§ **Requirement**:
Collect all lines below with the string "styles".

• • • • • • •

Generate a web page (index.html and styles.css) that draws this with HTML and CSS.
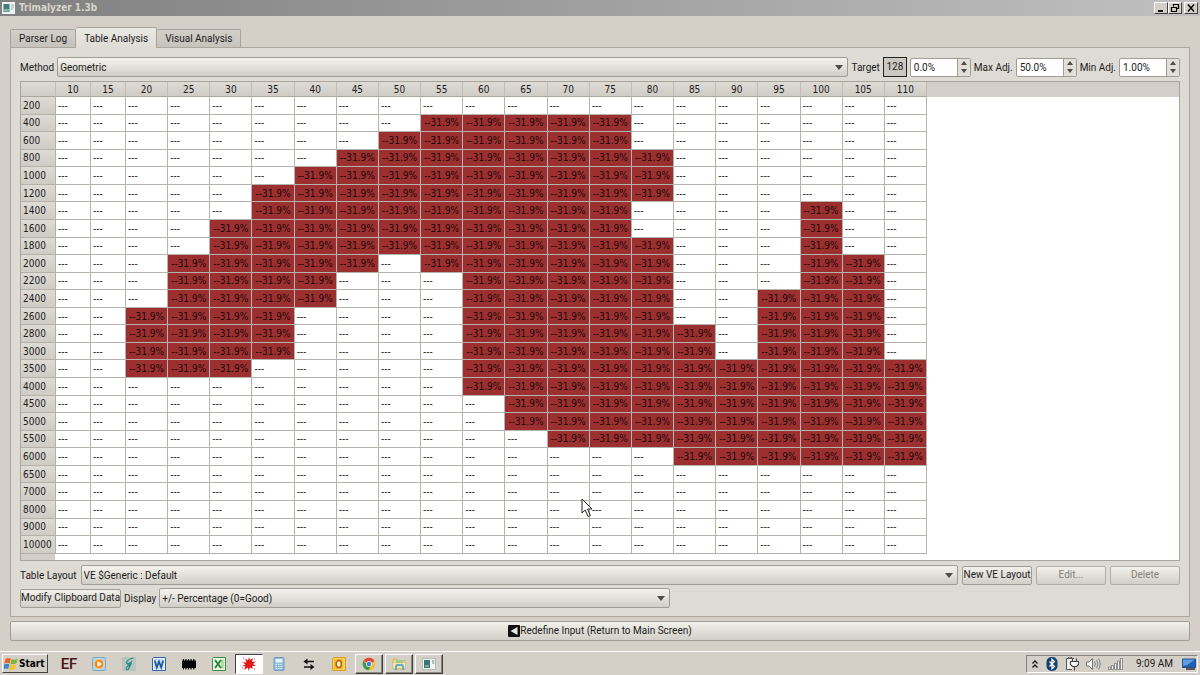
FILE: index.html
```html
<!DOCTYPE html>
<html lang="en">
<head>
<meta charset="utf-8">
<title>Trimalyzer 1.3b</title>
<link rel="stylesheet" href="styles.css">
</head>
<body>
<div class="screen">
  <header class="titlebar">
    <svg class="app-icon" viewBox="0 0 13 12" width="13" height="12"><rect width="13" height="12" fill="#eef2f0"/><rect x="1.500" y="2" width="6" height="8" fill="#3f7f7a"/><rect x="2" y="7" width="5" height="2.500" fill="#8db8a6"/><path d="M9 3h3M9 5h3M9 7h2" stroke="#9ab0a8"/></svg>
    <h1 class="title">Trimalyzer 1.3b</h1>
    <div class="window-buttons">
      <button class="win-btn" aria-label="Minimize"><svg viewBox="0 0 12 10" width="12" height="10"><path d="M3 8h5" stroke="#000" stroke-width="1.800"/></svg></button>
      <button class="win-btn" aria-label="Restore"><svg viewBox="0 0 12 10" width="12" height="10"><path d="M4.500 3.500V1.500h5v4H8M4.500 1.500h5M2.500 4.500h5v4h-5z" fill="none" stroke="#000" stroke-width="1.200"/></svg></button>
      <button class="win-btn close" aria-label="Close"><svg viewBox="0 0 12 10" width="12" height="10"><path d="M3 1.500l6 7M9 1.500l-6 7" stroke="#000" stroke-width="1.500"/></svg></button>
    </div>
  </header>

  <main class="content">
    <div class="tabs" role="tablist">
      <button class="tab" role="tab" aria-selected="false">Parser Log</button>
      <button class="tab active" role="tab" aria-selected="true">Table Analysis</button>
      <button class="tab" role="tab" aria-selected="false">Visual Analysis</button>
    </div>

    <section class="pane" role="tabpanel" aria-label="Table Analysis">
      <div class="row tight">
        <label for="method">Method</label>
        <div class="combo grow">
          <select id="method"><option>Geometric</option></select>
          <svg class="arrow" viewBox="0 0 8 5" width="8" height="5"><path d="M0 0h8L4 5z"/></svg>
        </div>
        <label for="target">Target</label>
        <button class="target-box">128</button>
        <div class="spin">
          <input id="target" type="text" value="0.0%">
          <div class="steps">
            <button class="step" aria-label="Increase target"><svg viewBox="0 0 6 4" width="6" height="4"><path d="M0 4h6L3 0z"/></svg></button>
            <button class="step" aria-label="Decrease target"><svg viewBox="0 0 6 4" width="6" height="4"><path d="M0 0h6L3 4z"/></svg></button>
          </div>
        </div>
        <label for="maxadj">Max Adj.</label>
        <div class="spin">
          <input id="maxadj" type="text" value="50.0%">
          <div class="steps">
            <button class="step" aria-label="Increase maximum"><svg viewBox="0 0 6 4" width="6" height="4"><path d="M0 4h6L3 0z"/></svg></button>
            <button class="step" aria-label="Decrease maximum"><svg viewBox="0 0 6 4" width="6" height="4"><path d="M0 0h6L3 4z"/></svg></button>
          </div>
        </div>
        <label for="minadj">Min Adj.</label>
        <div class="spin">
          <input id="minadj" type="text" value="1.00%">
          <div class="steps">
            <button class="step" aria-label="Increase minimum"><svg viewBox="0 0 6 4" width="6" height="4"><path d="M0 4h6L3 0z"/></svg></button>
            <button class="step" aria-label="Decrease minimum"><svg viewBox="0 0 6 4" width="6" height="4"><path d="M0 0h6L3 4z"/></svg></button>
          </div>
        </div>
      </div>

      <div class="grid-view">
        <table class="grid">
          <colgroup><col class="narrow"><col class="narrow"><col class="narrow"></colgroup>
          <thead><tr id="grid-head"></tr></thead>
          <tbody id="grid-body"></tbody>
        </table>
      </div>

      <div class="row">
        <label for="layout">Table Layout</label>
        <div class="combo grow">
          <select id="layout"><option>VE $Generic : Default</option></select>
          <svg class="arrow" viewBox="0 0 8 5" width="8" height="5"><path d="M0 0h8L4 5z"/></svg>
        </div>
        <button class="btn">New VE Layout</button>
        <button class="btn" disabled>Edit...</button>
        <button class="btn" disabled>Delete</button>
      </div>
      <div class="row tight">
        <button class="btn wide">Modify Clipboard Data</button>
        <label for="display">Display</label>
        <div class="combo display">
          <select id="display"><option>+/- Percentage (0=Good)</option></select>
          <svg class="arrow" viewBox="0 0 8 5" width="8" height="5"><path d="M0 0h8L4 5z"/></svg>
        </div>
      </div>
    </section>

    <button class="btn redefine">
      <svg viewBox="0 0 12 12" width="12" height="12"><rect width="12" height="12" rx="1" fill="#111"/><path d="M9.500 2v8L2.500 6z" fill="#e8e8e4"/></svg>
      Redefine Input (Return to Main Screen)
    </button>
  </main>

  <footer class="taskbar">
    <button class="start">
      <svg viewBox="0 0 14 14" width="14" height="14"><path d="M1.500 2C3.500.5 5 1 6.700 1.800L5.600 6.400C4 5.600 2.500 5.600.3 6.600z" fill="#e8622a"/><path d="M7.500 2.100C9.500 3 11.500 2.800 13.800 1.700L12.500 6.300C10.500 7.300 8.500 7.400 6.400 6.600z" fill="#7db83a"/><path d="M0 7.500C2.300 6.500 3.800 6.600 5.400 7.300L4.200 12C2.800 11.300 1.200 11.300 0 12z" fill="#3f86d0"/><path d="M6.200 7.600C8.200 8.400 10.200 8.300 12.200 7.400L11 12C9 13.100 7 13 4.900 12.300z" fill="#f4c22c"/></svg>
      Start
    </button>
    <nav class="launch" aria-label="Applications">
      <button class="task ef" aria-label="EF">EF</button>
      <button class="task" aria-label="Media Player"><svg viewBox="0 0 14 14"><rect x=".5" y=".5" width="13" height="13" rx="1" fill="#a9d0ea" stroke="#78aacb"/><circle cx="7" cy="7" r="5" fill="#f18a1f" stroke="#fff0d0" stroke-width=".7"/><path d="M5.500 4.200v5.600L10 7z" fill="#fff"/></svg></button>
      <button class="task" aria-label="Feather"><svg viewBox="0 0 14 14"><rect width="14" height="14" fill="#b8c4c0"/><path d="M11.500 1C7 2 4.500 4 4.500 6c1.500 1 4 .5 5.500-2M5 8c2 0 3.500-.5 4.500-2L6.500 12C5 13.500 3.500 12.500 4.500 10.500c1-1.500 3-1.500 4-2" fill="none" stroke="#258c86" stroke-width="1.200"/></svg></button>
      <button class="task" aria-label="Word"><svg viewBox="0 0 14 14"><path d="M1.500.5H13.500v13H.5v-12z" fill="#e6f0fb" stroke="#2d66ad"/><path d="M2 2h9v10H2z" fill="#cadff5"/><path d="M2.800 3.500L4.800 10.500 7 4.500 9.200 10.500 11.200 3.500" fill="none" stroke="#1d559f" stroke-width="1.700"/></svg></button>
      <button class="task" aria-label="Chip"><svg viewBox="0 0 14 14"><rect y="3.500" width="14" height="7.500" fill="#050505"/><path d="M1.500 2v10.500M4 2v10.500M6.500 2v10.500M9 2v10.500M11.800 2v10.500" stroke="#050505" stroke-width="1.200"/></svg></button>
      <button class="task" aria-label="Excel"><svg viewBox="0 0 14 14"><path d="M1.500.5H13.500v13H.5v-12z" fill="#eaf6e6" stroke="#3c8d3f"/><path d="M9 2.500h3v9H9" fill="#b7dbac"/><path d="M3 3l6 8M9 3l-6 8" stroke="#2d8436" stroke-width="2"/></svg></button>
      <button class="task pressed" aria-label="Trimalyzer"><svg viewBox="0 0 14 14"><path d="M7 0l1 3 3-2-1 4 4-.5-3 2.500 3 2-4 0 1 3-3-1.500L6.500 14 6 10.500 2 13l1.500-3.500L0 9l3.500-1.500L.5 5l4 .5L3 1.500l3 2z" fill="#e31515"/><path d="M1 1h1M0 11h1M12 12h1M12 2h1" stroke="#e33"/></svg></button>
      <button class="task" aria-label="Calculator"><svg viewBox="0 0 14 14"><rect x="2" y=".5" width="10" height="13" rx="1" fill="#8fbcdc" stroke="#6f9dbf"/><rect x="3.500" y="2" width="7" height="3.500" fill="#e5f5fc"/><path d="M3.500 7.500h7M3.500 9.500h7M3.500 11.500h7" stroke="#dcecf6" stroke-dasharray="1.500 1"/></svg></button>
      <button class="task" aria-label="Transfer"><svg viewBox="0 0 14 14"><path d="M3 4.500h9M2 10h9" stroke="#111" stroke-width="1.400"/><path d="M5.500 1.500v6L1.500 4.500zM8.500 7v6L12.500 10z" fill="#111"/></svg></button>
      <button class="task" aria-label="Outlook"><svg viewBox="0 0 14 14"><path d="M1.500.5H13.500v13H.5v-12z" fill="#f8d36a" stroke="#d99b20"/><path d="M2 2h9v10H2z" fill="#f3b936"/><ellipse cx="6.800" cy="7" rx="2.600" ry="3.400" fill="#fff2c4" stroke="#a96708" stroke-width="1.500"/></svg></button>
      <button class="task raised" aria-label="Chrome"><svg viewBox="0 0 14 14"><circle cx="7" cy="7" r="6.300" fill="#f0c22c"/><path d="M7 7L1.500 3.800A6.300 6.300 0 0 1 12.500 4z" fill="#dc4537"/><path d="M1.500 3.800A6.300 6.300 0 0 0 6.500 13.300L9 8.500 5 8z" fill="#3d9c50"/><circle cx="7" cy="7" r="2.900" fill="#eee"/><circle cx="7" cy="7" r="2.200" fill="#3e7fe0"/></svg></button>
      <button class="task raised" aria-label="Explorer"><svg viewBox="0 0 14 14"><path d="M1 2h4l1 1.500h7V12H1z" fill="#ecd680" stroke="#c0aa55" stroke-width=".7"/><path d="M4 3h7v3H4z" fill="#9ccf8e"/><path d="M1 6h12v5H1z" fill="#f5e7a0"/><path d="M4 13V9.500q0-1.500 1.500-1.500h4Q11 8 11 9.500V13" fill="none" stroke="#5da6d6" stroke-width="1.800"/></svg></button>
      <button class="task raised" aria-label="Trimalyzer window"><svg viewBox="0 0 14 14"><rect x=".5" y="1.500" width="13" height="11" fill="#f2f5f3" stroke="#b4bcb8"/><rect x="2" y="3" width="6" height="8" fill="#3b7472"/><rect x="3" y="8" width="4" height="2" fill="#82ad9d"/><path d="M10 4h2.500M10 6h2.500" stroke="#78938b"/></svg></button>
    </nav>
    <div class="tray">
      <svg viewBox="0 0 8 12" width="8" height="12"><path d="M1.500 5.500L4 3l2.500 2.500M1.500 9.500L4 7l2.500 2.500" fill="none" stroke="#111" stroke-width="1.300"/></svg>
      <svg viewBox="0 0 12 14" width="12" height="14"><rect x=".5" width="11" height="14" rx="5" fill="#133f75"/><path d="M3.500 4.500l5 5L6 11.800V2.200l2.500 2.300-5 5" fill="none" stroke="#fff" stroke-width="1.200"/></svg>
      <svg viewBox="0 0 14 14" width="14" height="14"><path d="M7 12.500H1.500v-11H9" fill="#eee" stroke="#555"/><path d="M3.500 1V0h3v1" fill="none" stroke="#555"/><path d="M5.500 4.500h8v3l-2 2H7.500l-2-2zM7.500 4.500v-3M11.500 4.500v-3M9.500 9.500v4" fill="#f6f6f4" stroke="#444" stroke-width="1.100"/></svg>
      <svg viewBox="0 0 15 14" width="15" height="14"><path d="M.5 5H3L6.500 1.500v11L3 9H.5z" fill="#f4f4f2" stroke="#777"/><path d="M8.500 4.500q2 2.500 0 5M10.500 3q3 4 0 8M12.500 1.500q3.500 5.500 0 11" fill="none" stroke="#888"/></svg>
      <svg viewBox="0 0 15 14" width="15" height="14"><path d="M.5 10h2v2.500h-2zM3.500 8.500h2v4h-2zM6.500 6.500h2v6h-2zM9.500 4h2v8.500h-2zM12.500 1.500h2v11h-2z" fill="#f4f4f2" stroke="#777" stroke-width=".8"/></svg>
      <time class="clock">9:09 AM</time>
      <svg viewBox="0 0 14 14" width="14" height="14"><path d="M.5 2h13v8.500H.5z" fill="#1f5fbd" stroke="#17396d" stroke-width=".8"/><path d="M1 2.500h12L5 8l-4 1z" fill="#5da0e4"/><path d="M4 12h9" stroke="#333" stroke-width="1.500"/></svg>
    </div>
  </footer>

  <svg class="cursor" viewBox="0 0 12 20" width="12" height="20"><path d="M1 1v14l3.200-3 2.800 6.500 2.300-1L6.600 11H11z" fill="#fff" stroke="#222"/></svg>
</div>
<script src="script.js"></script>
</body>
</html>
```
FILE: styles.css
```css
* { box-sizing: border-box; }

body {
  margin: 0;
  background: #d4d0c8;
  color: #1c1c1c;
  font-family: Roboto, "DejaVu Sans Condensed", sans-serif;
  font-size: 10px;
  line-height: 12px;
}

button, input, select {
  font: inherit;
  color: inherit;
  margin: 0;
  padding: 0;
}

svg { display: block; flex: none; }

.screen {
  position: relative;
  display: flex;
  flex-direction: column;
  min-height: 100vh;
}

.titlebar {
  display: flex;
  align-items: center;
  gap: 4px;
  height: 16px;
  padding: 0 2px;
  background: linear-gradient(90deg, #808080, #c0c0c0);
}

.title {
  flex: 1;
  margin: 0;
  color: #d8d5ce;
  font-family: "DejaVu Sans Condensed", "DejaVu Sans", sans-serif;
  font-size: 10px;
  font-weight: bold;
}

.window-buttons { display: flex; }

.win-btn {
  display: grid;
  place-items: center;
  width: 14px;
  height: 12px;
  background: #d4d0c8;
  border: 1px solid;
  border-color: #fff #404040 #404040 #fff;
}

.win-btn.close { margin-left: 2px; }

.content {
  flex: 1;
  display: flex;
  flex-direction: column;
  padding: 11px 10px 10px;
}

.tabs {
  display: flex;
  align-items: flex-end;
}

.tab {
  height: 18px;
  padding: 1px 8px 0;
  background: linear-gradient(#d2cfc8, #c6c3bc);
  border: 1px solid #a5a29a;
  border-bottom: 0;
  border-radius: 2px 2px 0 0;
}

.tab + .tab { border-left: 0; }

.tab.active {
  position: relative;
  height: 21px;
  margin-bottom: -1px;
  background: linear-gradient(#ebe9e3, #dfdcd6);
}

.pane {
  flex: 1;
  display: flex;
  flex-direction: column;
  gap: 3px;
  padding: 9px 9px 8px;
  background: #dedbd5;
  border: 1px solid #aaa79f;
}

.row {
  display: flex;
  align-items: center;
  gap: 4px;
}

.row.tight { gap: 3px; }

.row label { padding-top: 1px; }

.grow { flex: 1; }

.combo {
  display: grid;
  align-items: center;
}

.combo select {
  grid-area: 1 / 1;
  appearance: none;
  width: 100%;
  height: 20px;
  padding: 1px 20px 0 2px;
  background: linear-gradient(#f4f2ec, #e3e1da 50%, #d0cdc7);
  border: 1px solid #a09d95;
  border-radius: 2px;
}

.arrow {
  grid-area: 1 / 1;
  justify-self: end;
  margin-right: 5px;
  fill: #4e4c47;
  pointer-events: none;
}

.target-box {
  width: 24px;
  height: 20px;
  background: #cbc8c1;
  border: 1px solid #222;
}

.spin {
  display: flex;
  width: 61px;
  height: 19px;
  background: #fff;
  border: 1px solid #a09d95;
  border-radius: 2px;
}

.spin input {
  flex: 1;
  min-width: 0;
  padding: 1px 0 0 3px;
  background: none;
  border: 0;
}

.steps {
  display: flex;
  flex-direction: column;
  width: 13px;
  background: #e2dfd9;
  border-left: 1px solid #a09d95;
}

.step {
  flex: 1;
  display: grid;
  place-items: center;
  background: none;
  border: 0;
  fill: #4e4c47;
}

.grid-view {
  flex: 1;
  margin: 1px 0;
  background: linear-gradient(#d3cec7, #d3cec7) top / 100% 15px no-repeat, linear-gradient(#d3cec7, #d3cec7) left / 34px 100% no-repeat, #fff;
  border: 1px solid #a8a59d;
}

.grid {
  width: 906px;
  height: 472px;
  table-layout: fixed;
  border-collapse: separate;
  border-spacing: 0;
  font-family: "DejaVu Sans Condensed", "DejaVu Sans", sans-serif;
}

.narrow { width: 35px; }

.grid th, .grid td {
  padding: 1px 0 0;
  font-weight: normal;
  line-height: 12px;
  white-space: nowrap;
}

.grid thead th, .grid .corner {
  height: 15px;
  background: linear-gradient(#dedbd5, #cfccc5);
  border-right: 1px solid #c0bdb6;
  border-bottom: 1px solid #aaa79f;
}

.grid tbody th {
  padding-left: 2px;
  text-align: left;
  background: linear-gradient(#dedbd5, #cfccc5);
  border-right: 1px solid #b4b1aa;
  border-bottom: 1px solid #b4b1aa;
}

.grid tbody td {
  padding-left: 2px;
  background: #fff;
  border-right: 1px solid #b5b3ae;
  border-bottom: 1px solid #b5b3ae;
}

.grid tbody .hit {
  padding-left: 3px;
  background: #9c3030;
  color: #1d0707;
}

.btn {
  width: 70px;
  height: 19px;
  white-space: nowrap;
  background: linear-gradient(#f2f0ea, #e1dfd8 50%, #d2cfc9);
  border: 1px solid #a09d95;
  border-radius: 2px;
}

.btn:disabled { color: #85827b; border-color: #b1aea6; }

.btn.wide { width: 101px; }

.display { width: 511px; }

.btn.redefine {
  display: flex;
  align-items: center;
  justify-content: center;
  width: 100%;
  height: 20px;
  margin-top: 4px;
}

.taskbar {
  display: flex;
  align-items: center;
  height: 24px;
  padding: 0 2px;
  border-top: 1px solid #fff;
}

.start {
  display: flex;
  align-items: center;
  gap: 1px;
  width: 46px;
  height: 19px;
  padding-left: 1px;
  color: #000;
  font-family: "DejaVu Sans Condensed", "DejaVu Sans", sans-serif;
  font-weight: bold;
  background: #d4d0c8;
  border: 1px solid;
  border-color: #fff #404040 #404040 #fff;
}

.launch {
  flex: 1;
  display: flex;
  gap: 2px;
  margin-left: 7px;
}

.task {
  display: grid;
  place-items: center;
  width: 28px;
  height: 20px;
  background: none;
  border: 1px solid transparent;
}

.task svg { width: 14px; height: 14px; }

.ef {
  color: #4b1116;
  font-family: Roboto, sans-serif;
  font-size: 15px;
  font-weight: 500;
  line-height: 16px;
}

.pressed {
  background: #fff;
  border-color: #404040 #fff #fff #404040;
}

.raised {
  border-color: #fff #404040 #404040 #fff;
  box-shadow: inset -1px -1px #8a8780;
}

.tray {
  display: flex;
  align-items: center;
  gap: 7px;
  height: 18px;
  padding: 0 1px 0 4px;
  border: 1px solid;
  border-color: #85827b #fff #fff #85827b;
}

.clock { margin: 0 2px 0 6px; }

.cursor {
  position: absolute;
  left: 581px;
  top: 498px;
}
```
FILE: script.js
```js
const loads = [10, 15, 20, 25, 30, 35, 40, 45, 50, 55, 60, 65, 70, 75, 80, 85, 90, 95, 100, 105, 110];

// Each row: engine speed, then [from, to] load ranges that hold a correction.
const rows = [
  [200],
  [400, [55, 75]],
  [600, [50, 75]],
  [800, [45, 80]],
  [1000, [40, 80]],
  [1200, [35, 80]],
  [1400, [35, 75], [100, 100]],
  [1600, [30, 75], [100, 100]],
  [1800, [30, 80], [100, 100]],
  [2000, [25, 45], [55, 80], [100, 105]],
  [2200, [25, 40], [60, 80], [100, 105]],
  [2400, [25, 40], [60, 80], [95, 105]],
  [2600, [20, 35], [60, 80], [95, 105]],
  [2800, [20, 35], [60, 85], [95, 105]],
  [3000, [20, 35], [60, 85], [95, 105]],
  [3500, [20, 30], [60, 110]],
  [4000, [60, 110]],
  [4500, [65, 110]],
  [5000, [65, 110]],
  [5500, [70, 110]],
  [6000, [85, 110]],
  [6500], [7000], [8000], [9000], [10000]
];

function cell(tag, text, scope) {
  const el = document.createElement(tag);
  el.textContent = text;
  if (scope) el.scope = scope;
  return el;
}

const head = document.getElementById("grid-head");
head.append(cell("td", ""));
head.firstChild.className = "corner";
loads.forEach(load => head.append(cell("th", load, "col")));

const body = document.getElementById("grid-body");
rows.forEach(([rpm, ...ranges]) => {
  const tr = document.createElement("tr");
  tr.append(cell("th", rpm, "row"));
  loads.forEach(load => {
    const hit = ranges.some(([from, to]) => load >= from && load <= to);
    const td = cell("td", hit ? "--31.9%" : "---");
    if (hit) td.className = "hit";
    tr.append(td);
  });
  body.append(tr);
});
```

• • • • • • •

§ **Reply**:
Generate a web page (index.html and styles.css) that draws this with HTML and CSS.
<link rel="stylesheet" href="styles.css">
FILE: styles.css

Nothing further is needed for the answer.